The thing in the movie that sent me over the edge was the realization that more than a few states have enacted laws forbidding people to publically criticize the food suppliers. In the movie a mother who lost her toddler son to E Coli won’t mention the names of the fast food outlets where her son ate because she has been threatened with lawsuits that would bankrupt the family. In the state of Colorado it is a felony (with prison time attached) to criticize the beef or pork producers for their animal management practices. Is this not unbelievable? Yes, maybe it is time for another revolution if we are going to save what is left of the American way of life. The government corruption that has lead to this situation transcends parties.

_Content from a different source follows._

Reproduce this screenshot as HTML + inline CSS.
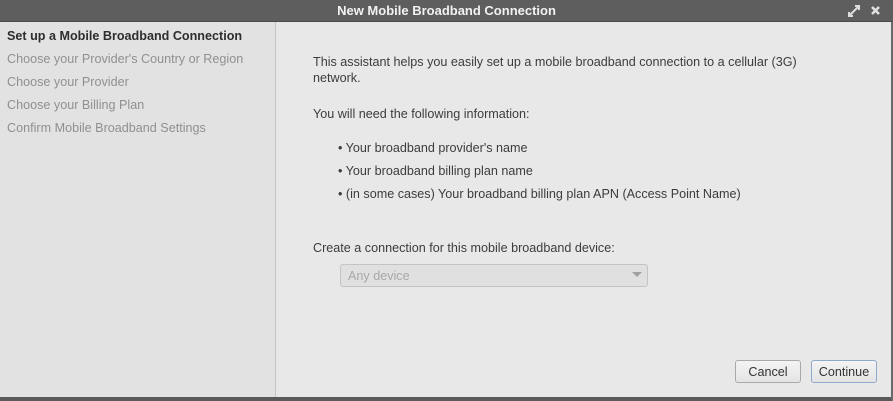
<!DOCTYPE html>
<html><head><style>
*{margin:0;padding:0;box-sizing:border-box}
body{width:893px;height:401px;overflow:hidden;background:#e8e8e8;font-family:"Liberation Sans",sans-serif;font-size:12.6px;color:#3c3c3c;position:relative}
.t{position:absolute;white-space:nowrap;line-height:16px}
#title{position:absolute;left:0;top:0;width:893px;height:22px;background:#5e5e5e;border-bottom:1px solid #4a4a4a;color:#f2f2f2;font-weight:bold;font-size:13px;text-align:center;line-height:22px}
#side{position:absolute;left:0;top:22px;width:276px;height:375px;background:#e2e2e2;border-right:1px solid #c4c4c4}
.g{color:#909090}
.btn{position:absolute;height:23px;border:1px solid #a9a9a9;border-radius:3px;background:linear-gradient(#f4f4f4,#e4e4e4);text-align:center;line-height:21px;color:#333}
</style></head><body>
<div id="title">New Mobile Broadband Connection
<svg style="position:absolute;left:846px;top:4px" width="16" height="14" viewBox="0 0 16 14"><path d="M3 12 L13 2 M9 2 H13 V6 M3 8 V12 H7" stroke="#ddd" stroke-width="2" fill="none"/></svg>
<svg style="position:absolute;left:870px;top:5px" width="11" height="11" viewBox="0 0 11 11"><path d="M2 2 L9 9 M9 2 L2 9" stroke="#e0e0e0" stroke-width="2.6"/></svg>
</div>
<div id="side">
<div class="t" style="left:7px;top:6px;font-weight:bold;color:#2e2e2e">Set up a Mobile Broadband Connection</div>
<div class="t g" style="left:7px;top:29px">Choose your Provider's Country or Region</div>
<div class="t g" style="left:7px;top:52px">Choose your Provider</div>
<div class="t g" style="left:7px;top:75px">Choose your Billing Plan</div>
<div class="t g" style="left:7px;top:98px">Confirm Mobile Broadband Settings</div>
</div>
<div class="t" style="left:313px;top:54px">This assistant helps you easily set up a mobile broadband connection to a cellular (3G)</div>
<div class="t" style="left:313px;top:70px">network.</div>
<div class="t" style="left:313px;top:106px">You will need the following information:</div>
<div class="t" style="left:338px;top:140px">• Your broadband provider's name</div>
<div class="t" style="left:338px;top:163px">• Your broadband billing plan name</div>
<div class="t" style="left:338px;top:186px">• (in some cases) Your broadband billing plan APN (Access Point Name)</div>
<div class="t" style="left:313px;top:240px">Create a connection for this mobile broadband device:</div>
<div style="position:absolute;left:340px;top:264px;width:308px;height:23px;border:1px solid #c4c4c4;border-radius:3px;background:#e0e0e0"></div>
<div class="t" style="left:348px;top:268px;color:#a8a8a8">Any device</div>
<svg style="position:absolute;left:632px;top:272px" width="10" height="6"><path d="M0 0 H10 L5 5Z" fill="#a0a0a0"/></svg>
<div class="btn" style="left:735px;top:360px;width:66px;line-height:22px">Cancel</div>
<div class="btn" style="left:811px;top:360px;width:66px;border-color:#8fa9cc;line-height:22px">Continue</div>
<div style="position:absolute;left:0;top:397px;width:893px;height:4px;background:#5a5a5a"></div>
<div style="position:absolute;left:891px;top:22px;width:2px;height:379px;background:#6a6a6a"></div>
</body></html>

Read the whole post at: Reluc Tant.

COMMENT:

I know the writer and can vouch for his integrity and honesty. I don’t always agree with him, however (nor does he agree with everything in Food, Inc, the movie he is writing about). He goes on to talk about electing “trust-busters” but I don’t see how that could ever work. People who directly profit from lobbying are always going to have more resources to do so then the rest of the plundered and exploited population. The entire concept of “intellectual property” (the only kind of private property the modern state seems to respect) needs to be declared a fiction and a rationalization for robbery and serfdom. The entire situation is Feudal, with lives being destroyed to protect “the king’s deer.”

I’m pretty much an unapologetic abolitionist on the entire arrangement. Even though I’d love to make money as an author.

But notice how corporations now work. There are companies that work honorably. The author works for one that came up with a way to benefit everyone. But those companies are in a system designed to make them the losers and pirates the winners. Corporations are the antithesis of freedom and a market economy. They are the Iron Curtain. And the system is government coercion with Corporations as the Feudal barons.

God grant us an end to these horrors and mercifully release our planet to the freedom of trade and respect for real property rather than tyranny in the name of fake property.